Party Like It’s 2009!


Last week I wrote about upgrading a Mac Pro tower with a Solid State Drive or SSD plugged into a Peripheral Component Interconnect express card which I placed into one of the PCIe slots within the Pro’s enormous aluminum chassis. It may sound daunting, but it was really straightforward. The installation may have taken 5 minutes.

Disassembling and upgrading the 2009 Mac mini, pictured at the top, was a lot more challenging.

Dan Love in Vietnam

But before I get to the electronic entrails, this story starts as most of my Mac stories do with the late, great Dan Love.

Dan was my computer guru generously sharing his time, his considerable expertise and his castoff Macs. It was Dan who threw me my first Other World Computing catalog pointing out the possibilities of installing a processor upgrade into a Mac past its prime and turning it into a hot rod. Without Dan, I wouldn’t have had three-quarters of the computers I have used.

Without Dan, I certainly wouldn’t have had the courage to attack these seemingly precious electronics with a toolkit.

The world is a colder, darker place without him.

Back around Christmas of 2015, a relative of Dan’s was upgrading to a newer computer. The relative had a well-used 2009 Mac mini which he chucked at Dan. Dan didn’t want it so he offered it to me. I figured I would find a use for it. A mini wouldn’t take up much room.

Around New Years 2016, I popped open the mini with a putty knife which is not for the faint of heart and removed the slot loading optical drive that read CD’s and DVD’s and replaced it with a Data Doubler which is the blue frame pictured below. That frame takes a secondary hard drive which is more useful than the crappy optical drive that came standard with that particular Mac.  I’ve had those type of disk readers fail more than once on me, and I was always terrified that a valuable piece of software or a movie was going to get stuck in it never to be retrieved. I have external, tray loading optical drives that are a lot more reliable that I can connect via USB. Having an extra hard drive trumped the utility of a slot loading optical drive. The optical drive had to go.

Dirty 2009 Mac mini with a Data DoublerI think I increased the RAM to the maximum while I had it open. I modernized it as much as I could.

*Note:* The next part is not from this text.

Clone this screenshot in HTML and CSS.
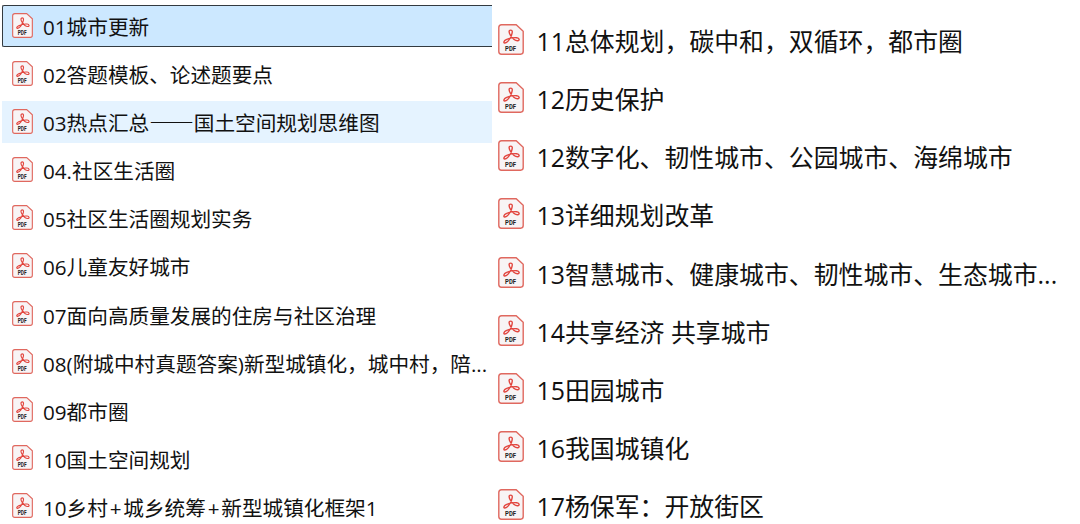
FILE: index.html
```
<!DOCTYPE html>
<html lang="zh-CN">

<head>
    <meta charset="UTF-8">
    <meta name="viewport" content="width=device-width, initial-scale=1.0">
    <title>城市规划专题</title>
    <link rel="stylesheet" href="styles.css">
</head>

<body>

    <!-- PDF file icon -->
    <svg class="sprite" width="0" height="0">
        <symbol id="pdf" viewBox="0 0 26 31">
            <path d="M3.5 .8H18.2L25.2 7.2V27.6Q25.2 30.2 22.6 30.2H3.4Q.8 30.2 .8 27.6V3.4Q.8 .8 3.5 .8Z" fill="#f8f4f5" stroke="#e0685f" stroke-width="1.4" />
            <path d="M12.8 6.1C10.4 6.1 10.8 8.8 12.5 11.4C14.4 14.3 17.2 16.8 19.6 16.7C22 16.5 21.5 14 18.7 13.7C15.4 13.4 11.2 14.3 8.2 15.7C5.8 16.9 5.2 18.8 6.7 19C9.1 19.3 12.2 14.9 13.5 11.2C14.6 8.2 14.7 6.1 12.8 6.1Z" fill="none" stroke="#e2453e" stroke-width="1.4" />
            <text x="12.6" y="27" text-anchor="middle" textLength="11" lengthAdjust="spacingAndGlyphs">PDF</text>
        </symbol>
    </svg>

    <div class="container">
        <ul class="file-list small">
            <li class="selected"><svg><use href="#pdf" /></svg><span>01城市更新</span></li>
            <li><svg><use href="#pdf" /></svg><span>02答题模板、论述题要点</span></li>
            <li class="hover"><svg><use href="#pdf" /></svg><span>03热点汇总<span class="dash">——</span>国土空间规划思维图</span></li>
            <li><svg><use href="#pdf" /></svg><span>04.社区生活圈</span></li>
            <li><svg><use href="#pdf" /></svg><span>05社区生活圈规划实务</span></li>
            <li><svg><use href="#pdf" /></svg><span>06儿童友好城市</span></li>
            <li><svg><use href="#pdf" /></svg><span>07面向高质量发展的住房与社区治理</span></li>
            <li><svg><use href="#pdf" /></svg><span>08(附城中村真题答案)新型城镇化，城中村，陪...</span></li>
            <li><svg><use href="#pdf" /></svg><span>09都市圈</span></li>
            <li><svg><use href="#pdf" /></svg><span>10国土空间规划</span></li>
            <li><svg><use href="#pdf" /></svg><span>10乡村<span class="plus">+</span>城乡统筹<span class="plus">+</span>新型城镇化框架1</span></li>
        </ul>

        <ul class="file-list large">
            <li><svg><use href="#pdf" /></svg><span>11总体规划，碳中和，双循环，都市圈</span></li>
            <li><svg><use href="#pdf" /></svg><span>12历史保护</span></li>
            <li><svg><use href="#pdf" /></svg><span>12数字化、韧性城市、公园城市、海绵城市</span></li>
            <li><svg><use href="#pdf" /></svg><span>13详细规划改革</span></li>
            <li><svg><use href="#pdf" /></svg><span>13智慧城市、健康城市、韧性城市、生态城市...</span></li>
            <li><svg><use href="#pdf" /></svg><span>14共享经济 共享城市</span></li>
            <li><svg><use href="#pdf" /></svg><span>15田园城市</span></li>
            <li><svg><use href="#pdf" /></svg><span>16我国城镇化</span></li>
            <li><svg><use href="#pdf" /></svg><span>17杨保军：开放街区</span></li>
        </ul>
    </div>

</body>

</html>
```
FILE: styles.css
```
* {
    box-sizing: border-box;
}

body {
    font-family: "Open Sans", "Noto Sans CJK SC", sans-serif;
    background-color: #fff;
    color: #111;
    margin: 0;
    overflow: hidden;
}

.sprite {
    display: block;
}

.sprite text {
    font-family: Roboto, sans-serif;
    font-size: 7.8px;
    font-weight: 700;
    fill: #222;
}

.container {
    display: flex;
    height: 524px;
}

.file-list {
    list-style: none;
    margin: 0;
    padding: 0;
    white-space: nowrap;
}

.file-list li {
    display: flex;
    align-items: center;
    border: 1px solid transparent;
}

.file-list svg {
    flex: none;
    overflow: visible;
}

.small {
    width: 492px;
    padding: 5px 0 0 2px;
    font-size: 20.65px;
}

.small li {
    height: 42px;
    margin-bottom: 6.1px;
    padding-left: 9px;
    border-right: none;
}

.small svg {
    width: 21px;
    height: 25px;
    margin: 0 10px 2px 0;
}

.small .selected {
    background-color: #cce8ff;
    border-color: #333a40;
    border-radius: 2px 0 0 2px;
}

.small .hover {
    background-color: #e5f3ff;
}

.dash {
    font-family: "Noto Sans CJK SC", sans-serif;
    font-size: 22.3px;
    line-height: 1;
}

.plus {
    padding: 0 1.8px;
}

.large {
    padding: 11px 0 0 6px;
    font-size: 24.88px;
}

.large li {
    height: 58.15px;
    border: none;
}

.large svg {
    width: 26px;
    height: 31px;
    margin: 0 12.5px 1px 0;
}
```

Tina used this on her photography and artwork until she upgraded to a new mini on Christmas 2022. So she got six years out of it and put it to considerable use.

The 2009 went away in storage. It would be there in case it was needed, but I doubted that the need would ever arise.

Then, years later, I got a notion.

The Mac Pro was a 2009 model as was the mini. What would happen if I took the SSD I just used to upgrade the Pro and tried to boot the mini? Would it work? Would the Adobe CS4 suite I had on that solid state drive launch?

SATA to USB adapter

I got out a SATA to USB adapter so I wouldn’t have to tear apart the computer and fired it up. Pressed the power button, held down the option key on the keyboard and selected the external drive.

It booted which I expected it would.

I tried the Adobe programs.

They worked! I thought there would be some activation nonsense tied to the Mac’s serial number, but it worked as well as it did on the Mac Pro. Ultimately, the mini doesn’t have the horsepower of the Pro, but I have access to boxed software that has been bought and paid for years ago!

Back to the operating room…

2009 Mac Mini disassembled

2009 Mac mini with the lid off and split in two

I opened up the 2009 Mac mini and replaced a failing mechanical drive with a brand new Solid State Drive that contained a clone of the system and software that is on the Mac Pro. This is a lot harder than upgrading the Pro, and it took me two passes before I got it just right.

I won’t bore you with the details of this Mac’s evisceration, but the guide I used can be found here. There’s also a video I had to refer to as far as removing and reinstalling the Data Doubler which can be found here.

The Mini is all together now and working well. It boots almost immediately with the SSD. I played around with the CS4 suite and enjoyed the familiarity of those old but completely viable programs. They still have the Pantone library and they still work with Postscript fonts. I feel like I am gaining more from moving back than whatever is being offered currently by Adobe.

As Colin Clive said:

So I am now this much closer to cancelling Adobe’s subscription program.